Exercise description
Copy every line from the material below that holds "this".

Excerpt from a dataset
----------

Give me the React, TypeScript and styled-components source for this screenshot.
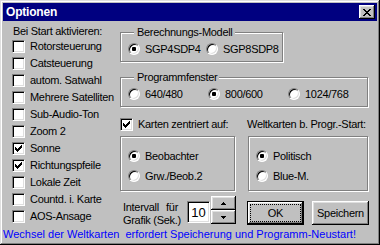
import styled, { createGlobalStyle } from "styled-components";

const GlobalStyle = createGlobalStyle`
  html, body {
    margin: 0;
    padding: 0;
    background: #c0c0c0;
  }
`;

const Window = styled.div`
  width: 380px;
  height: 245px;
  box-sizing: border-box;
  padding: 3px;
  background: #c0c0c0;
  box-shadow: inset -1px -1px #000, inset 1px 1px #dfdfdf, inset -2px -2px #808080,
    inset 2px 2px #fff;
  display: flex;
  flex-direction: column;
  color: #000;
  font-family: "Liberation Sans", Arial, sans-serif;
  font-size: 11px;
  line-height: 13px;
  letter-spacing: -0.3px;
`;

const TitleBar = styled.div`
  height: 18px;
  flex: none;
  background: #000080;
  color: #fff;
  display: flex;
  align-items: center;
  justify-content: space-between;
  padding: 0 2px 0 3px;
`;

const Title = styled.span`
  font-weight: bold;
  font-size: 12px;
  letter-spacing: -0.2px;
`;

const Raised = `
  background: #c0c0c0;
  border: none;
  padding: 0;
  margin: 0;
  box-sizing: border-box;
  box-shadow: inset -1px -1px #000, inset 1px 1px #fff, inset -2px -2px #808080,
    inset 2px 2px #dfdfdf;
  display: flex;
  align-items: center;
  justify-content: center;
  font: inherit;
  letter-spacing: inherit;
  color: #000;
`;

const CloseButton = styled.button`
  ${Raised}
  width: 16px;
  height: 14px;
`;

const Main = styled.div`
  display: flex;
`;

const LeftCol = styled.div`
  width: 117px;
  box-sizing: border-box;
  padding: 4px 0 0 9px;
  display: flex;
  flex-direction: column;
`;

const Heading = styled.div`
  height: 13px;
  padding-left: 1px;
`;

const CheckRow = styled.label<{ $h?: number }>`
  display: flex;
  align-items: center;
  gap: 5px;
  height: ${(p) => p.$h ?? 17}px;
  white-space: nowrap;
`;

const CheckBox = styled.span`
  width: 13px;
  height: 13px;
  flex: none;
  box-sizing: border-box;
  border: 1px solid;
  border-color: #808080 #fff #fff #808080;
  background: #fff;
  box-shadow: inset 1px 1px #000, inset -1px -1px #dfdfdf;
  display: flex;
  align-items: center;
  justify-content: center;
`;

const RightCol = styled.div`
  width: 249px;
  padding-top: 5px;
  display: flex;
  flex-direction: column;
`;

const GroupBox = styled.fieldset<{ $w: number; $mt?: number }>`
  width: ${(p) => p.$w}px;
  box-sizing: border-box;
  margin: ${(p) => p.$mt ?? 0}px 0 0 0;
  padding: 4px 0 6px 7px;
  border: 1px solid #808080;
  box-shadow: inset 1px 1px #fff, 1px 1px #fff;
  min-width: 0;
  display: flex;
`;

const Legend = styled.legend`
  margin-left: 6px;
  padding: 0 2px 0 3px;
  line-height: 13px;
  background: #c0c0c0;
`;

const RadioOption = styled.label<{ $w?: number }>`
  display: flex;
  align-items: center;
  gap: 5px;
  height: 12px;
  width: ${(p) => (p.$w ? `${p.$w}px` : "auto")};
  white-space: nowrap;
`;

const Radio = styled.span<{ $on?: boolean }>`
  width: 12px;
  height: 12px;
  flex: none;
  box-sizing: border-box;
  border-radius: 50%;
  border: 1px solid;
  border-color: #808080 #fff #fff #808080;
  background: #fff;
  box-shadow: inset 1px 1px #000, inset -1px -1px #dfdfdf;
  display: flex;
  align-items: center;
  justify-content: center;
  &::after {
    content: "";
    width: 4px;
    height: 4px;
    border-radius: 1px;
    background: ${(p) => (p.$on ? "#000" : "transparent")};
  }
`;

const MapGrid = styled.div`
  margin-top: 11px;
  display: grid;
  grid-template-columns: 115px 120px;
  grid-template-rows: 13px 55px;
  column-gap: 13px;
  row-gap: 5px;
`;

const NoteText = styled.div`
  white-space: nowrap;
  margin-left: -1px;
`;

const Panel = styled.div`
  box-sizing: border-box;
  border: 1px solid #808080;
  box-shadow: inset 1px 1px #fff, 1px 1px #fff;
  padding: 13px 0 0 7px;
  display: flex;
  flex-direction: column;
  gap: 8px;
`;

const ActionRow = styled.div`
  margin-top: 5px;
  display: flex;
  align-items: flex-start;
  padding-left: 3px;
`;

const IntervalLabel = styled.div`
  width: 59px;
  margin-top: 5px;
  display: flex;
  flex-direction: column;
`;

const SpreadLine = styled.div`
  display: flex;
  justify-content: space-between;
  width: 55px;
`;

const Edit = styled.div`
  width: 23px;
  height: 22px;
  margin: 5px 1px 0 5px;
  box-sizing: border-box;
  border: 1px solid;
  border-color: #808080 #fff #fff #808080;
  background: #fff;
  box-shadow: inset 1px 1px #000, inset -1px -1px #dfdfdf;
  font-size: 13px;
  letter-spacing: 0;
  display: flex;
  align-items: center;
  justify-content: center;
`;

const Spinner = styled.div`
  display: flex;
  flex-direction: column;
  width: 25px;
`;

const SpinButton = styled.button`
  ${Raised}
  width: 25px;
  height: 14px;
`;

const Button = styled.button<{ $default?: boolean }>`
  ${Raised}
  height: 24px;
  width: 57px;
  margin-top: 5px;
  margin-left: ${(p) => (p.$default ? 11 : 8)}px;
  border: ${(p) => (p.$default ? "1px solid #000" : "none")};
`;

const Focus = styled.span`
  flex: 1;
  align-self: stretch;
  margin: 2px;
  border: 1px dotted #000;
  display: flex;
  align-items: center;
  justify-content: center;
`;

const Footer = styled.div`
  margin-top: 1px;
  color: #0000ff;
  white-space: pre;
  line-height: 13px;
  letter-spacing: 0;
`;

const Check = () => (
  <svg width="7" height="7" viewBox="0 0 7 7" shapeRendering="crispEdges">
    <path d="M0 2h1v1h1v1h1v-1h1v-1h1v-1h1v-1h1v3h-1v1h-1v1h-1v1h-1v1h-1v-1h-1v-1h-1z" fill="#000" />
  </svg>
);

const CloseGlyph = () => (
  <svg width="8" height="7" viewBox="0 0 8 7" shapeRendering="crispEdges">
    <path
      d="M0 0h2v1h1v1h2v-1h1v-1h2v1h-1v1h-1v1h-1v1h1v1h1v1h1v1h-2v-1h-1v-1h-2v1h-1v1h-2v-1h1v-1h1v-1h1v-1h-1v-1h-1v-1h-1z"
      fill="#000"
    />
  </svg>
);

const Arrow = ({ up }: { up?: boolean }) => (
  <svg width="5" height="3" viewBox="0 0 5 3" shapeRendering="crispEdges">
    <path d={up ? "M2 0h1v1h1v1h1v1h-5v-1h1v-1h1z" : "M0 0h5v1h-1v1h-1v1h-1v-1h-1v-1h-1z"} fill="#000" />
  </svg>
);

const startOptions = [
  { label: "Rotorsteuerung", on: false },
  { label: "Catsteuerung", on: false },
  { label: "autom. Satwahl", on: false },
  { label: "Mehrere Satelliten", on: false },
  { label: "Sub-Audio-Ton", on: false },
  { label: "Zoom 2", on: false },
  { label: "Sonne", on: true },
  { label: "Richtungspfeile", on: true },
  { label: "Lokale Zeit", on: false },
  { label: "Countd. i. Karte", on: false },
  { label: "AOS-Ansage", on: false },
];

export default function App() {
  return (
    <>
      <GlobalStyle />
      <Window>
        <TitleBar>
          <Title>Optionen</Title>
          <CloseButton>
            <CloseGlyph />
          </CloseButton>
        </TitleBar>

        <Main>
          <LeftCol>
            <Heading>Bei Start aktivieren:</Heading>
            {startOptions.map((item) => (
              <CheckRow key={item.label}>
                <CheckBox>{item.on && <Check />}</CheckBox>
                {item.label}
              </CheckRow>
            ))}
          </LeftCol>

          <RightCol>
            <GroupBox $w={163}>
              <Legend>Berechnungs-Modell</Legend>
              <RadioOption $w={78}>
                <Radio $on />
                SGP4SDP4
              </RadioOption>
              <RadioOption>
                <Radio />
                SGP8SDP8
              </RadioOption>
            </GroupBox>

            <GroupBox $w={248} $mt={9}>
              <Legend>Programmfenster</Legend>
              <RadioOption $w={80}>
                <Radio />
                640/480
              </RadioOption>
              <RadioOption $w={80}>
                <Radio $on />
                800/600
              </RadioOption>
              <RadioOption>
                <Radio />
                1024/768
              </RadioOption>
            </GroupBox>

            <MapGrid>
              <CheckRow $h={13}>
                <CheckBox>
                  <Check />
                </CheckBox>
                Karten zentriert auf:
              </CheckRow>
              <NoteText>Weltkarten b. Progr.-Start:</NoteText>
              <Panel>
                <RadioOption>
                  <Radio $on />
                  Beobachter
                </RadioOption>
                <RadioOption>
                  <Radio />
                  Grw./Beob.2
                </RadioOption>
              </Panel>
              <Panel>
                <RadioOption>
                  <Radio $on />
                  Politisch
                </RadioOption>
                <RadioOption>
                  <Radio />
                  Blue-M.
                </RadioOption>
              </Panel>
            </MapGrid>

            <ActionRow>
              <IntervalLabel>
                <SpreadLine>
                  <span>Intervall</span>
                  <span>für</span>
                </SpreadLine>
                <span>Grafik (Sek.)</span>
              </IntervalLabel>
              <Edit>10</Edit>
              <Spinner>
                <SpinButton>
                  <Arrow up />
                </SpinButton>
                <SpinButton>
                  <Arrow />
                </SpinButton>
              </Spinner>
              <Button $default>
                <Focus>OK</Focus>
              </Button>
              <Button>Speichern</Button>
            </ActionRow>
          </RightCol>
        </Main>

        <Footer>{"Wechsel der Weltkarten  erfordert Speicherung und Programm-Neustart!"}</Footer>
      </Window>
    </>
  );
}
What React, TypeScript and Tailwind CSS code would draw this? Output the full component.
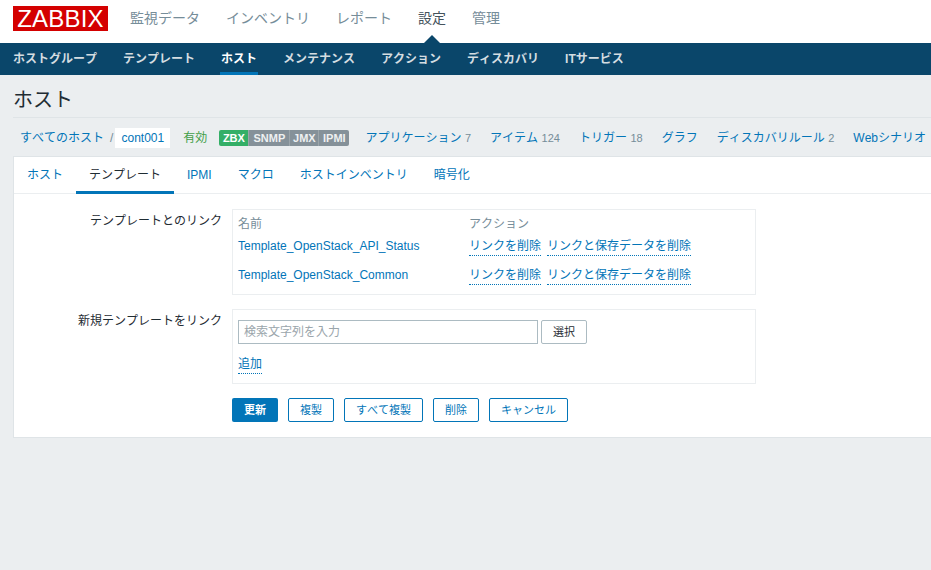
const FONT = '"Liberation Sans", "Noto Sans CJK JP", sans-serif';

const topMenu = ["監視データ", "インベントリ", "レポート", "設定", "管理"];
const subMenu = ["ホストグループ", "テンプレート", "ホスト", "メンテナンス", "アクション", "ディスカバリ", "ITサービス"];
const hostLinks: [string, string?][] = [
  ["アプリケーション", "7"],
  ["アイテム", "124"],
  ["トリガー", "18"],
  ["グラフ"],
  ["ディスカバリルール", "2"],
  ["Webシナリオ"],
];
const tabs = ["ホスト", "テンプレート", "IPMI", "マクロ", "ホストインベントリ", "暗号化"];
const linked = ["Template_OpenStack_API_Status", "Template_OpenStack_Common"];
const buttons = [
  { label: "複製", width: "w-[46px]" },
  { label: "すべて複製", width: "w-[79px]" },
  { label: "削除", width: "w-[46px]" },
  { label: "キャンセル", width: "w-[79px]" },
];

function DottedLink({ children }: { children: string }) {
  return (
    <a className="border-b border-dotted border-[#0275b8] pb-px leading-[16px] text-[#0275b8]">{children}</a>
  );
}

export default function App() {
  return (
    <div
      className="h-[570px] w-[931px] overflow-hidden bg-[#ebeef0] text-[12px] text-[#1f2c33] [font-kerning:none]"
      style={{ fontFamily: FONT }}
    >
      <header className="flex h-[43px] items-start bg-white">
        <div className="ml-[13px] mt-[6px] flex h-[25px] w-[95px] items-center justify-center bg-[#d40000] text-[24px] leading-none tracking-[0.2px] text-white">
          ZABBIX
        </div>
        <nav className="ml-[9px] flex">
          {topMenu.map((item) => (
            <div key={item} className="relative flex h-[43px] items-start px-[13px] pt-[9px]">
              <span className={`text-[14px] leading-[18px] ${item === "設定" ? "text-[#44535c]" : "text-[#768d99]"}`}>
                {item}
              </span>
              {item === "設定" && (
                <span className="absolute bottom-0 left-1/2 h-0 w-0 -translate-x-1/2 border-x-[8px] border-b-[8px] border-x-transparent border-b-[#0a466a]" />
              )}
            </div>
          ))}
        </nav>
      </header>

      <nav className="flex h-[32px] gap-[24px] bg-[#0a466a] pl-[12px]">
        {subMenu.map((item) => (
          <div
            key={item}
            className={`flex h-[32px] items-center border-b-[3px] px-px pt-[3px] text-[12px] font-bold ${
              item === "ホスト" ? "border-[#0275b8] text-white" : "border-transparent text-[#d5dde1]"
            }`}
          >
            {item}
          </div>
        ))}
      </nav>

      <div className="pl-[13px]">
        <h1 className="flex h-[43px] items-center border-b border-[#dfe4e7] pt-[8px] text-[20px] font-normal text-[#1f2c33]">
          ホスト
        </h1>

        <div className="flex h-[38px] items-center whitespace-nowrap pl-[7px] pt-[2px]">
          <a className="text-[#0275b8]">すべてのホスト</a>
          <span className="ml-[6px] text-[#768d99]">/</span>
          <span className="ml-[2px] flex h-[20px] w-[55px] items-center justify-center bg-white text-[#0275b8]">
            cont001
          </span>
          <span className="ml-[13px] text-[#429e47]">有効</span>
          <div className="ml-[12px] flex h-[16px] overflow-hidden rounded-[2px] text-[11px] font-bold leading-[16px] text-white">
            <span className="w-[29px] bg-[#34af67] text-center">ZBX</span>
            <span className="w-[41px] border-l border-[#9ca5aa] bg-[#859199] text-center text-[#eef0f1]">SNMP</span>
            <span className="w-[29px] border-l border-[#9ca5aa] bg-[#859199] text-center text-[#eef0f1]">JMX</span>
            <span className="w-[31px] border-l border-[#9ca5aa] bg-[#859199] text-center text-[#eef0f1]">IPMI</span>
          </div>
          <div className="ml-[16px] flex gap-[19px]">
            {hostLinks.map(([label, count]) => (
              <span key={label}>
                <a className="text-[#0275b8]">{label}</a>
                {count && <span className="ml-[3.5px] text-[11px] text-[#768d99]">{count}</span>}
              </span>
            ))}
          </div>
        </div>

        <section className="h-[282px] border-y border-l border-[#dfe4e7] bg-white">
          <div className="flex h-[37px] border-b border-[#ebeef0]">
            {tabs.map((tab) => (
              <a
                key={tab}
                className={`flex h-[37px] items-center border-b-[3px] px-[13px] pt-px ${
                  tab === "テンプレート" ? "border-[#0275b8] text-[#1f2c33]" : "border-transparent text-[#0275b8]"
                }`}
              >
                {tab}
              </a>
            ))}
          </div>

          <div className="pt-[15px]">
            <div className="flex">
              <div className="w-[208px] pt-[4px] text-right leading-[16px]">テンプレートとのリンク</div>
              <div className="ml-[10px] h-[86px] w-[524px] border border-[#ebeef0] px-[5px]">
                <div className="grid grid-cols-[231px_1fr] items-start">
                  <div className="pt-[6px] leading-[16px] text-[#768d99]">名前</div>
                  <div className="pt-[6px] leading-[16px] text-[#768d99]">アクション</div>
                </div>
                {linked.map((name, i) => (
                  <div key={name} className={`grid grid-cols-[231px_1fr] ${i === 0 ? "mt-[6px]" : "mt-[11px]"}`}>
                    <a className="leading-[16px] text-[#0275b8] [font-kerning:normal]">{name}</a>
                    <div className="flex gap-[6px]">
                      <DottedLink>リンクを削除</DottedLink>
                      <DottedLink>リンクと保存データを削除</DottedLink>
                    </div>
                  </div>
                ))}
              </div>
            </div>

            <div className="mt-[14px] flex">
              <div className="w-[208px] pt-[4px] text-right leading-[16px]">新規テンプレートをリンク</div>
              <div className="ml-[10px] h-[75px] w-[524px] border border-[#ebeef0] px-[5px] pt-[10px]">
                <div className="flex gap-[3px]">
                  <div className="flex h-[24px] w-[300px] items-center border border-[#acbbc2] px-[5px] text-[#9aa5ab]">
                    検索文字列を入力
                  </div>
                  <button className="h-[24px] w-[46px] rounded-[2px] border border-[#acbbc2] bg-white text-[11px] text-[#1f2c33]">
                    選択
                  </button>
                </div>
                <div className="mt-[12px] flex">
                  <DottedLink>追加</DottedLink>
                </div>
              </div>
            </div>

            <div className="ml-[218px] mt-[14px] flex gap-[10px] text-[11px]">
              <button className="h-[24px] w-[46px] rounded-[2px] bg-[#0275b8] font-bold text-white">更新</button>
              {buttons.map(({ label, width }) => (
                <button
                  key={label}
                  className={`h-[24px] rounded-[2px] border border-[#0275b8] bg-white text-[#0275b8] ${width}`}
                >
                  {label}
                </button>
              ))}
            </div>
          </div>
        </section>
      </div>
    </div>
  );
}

----------

Answer for the task
Give me the React, TypeScript and styled-components source for this screenshot.
What React, TypeScript and Tailwind CSS code would draw this? Output the full component.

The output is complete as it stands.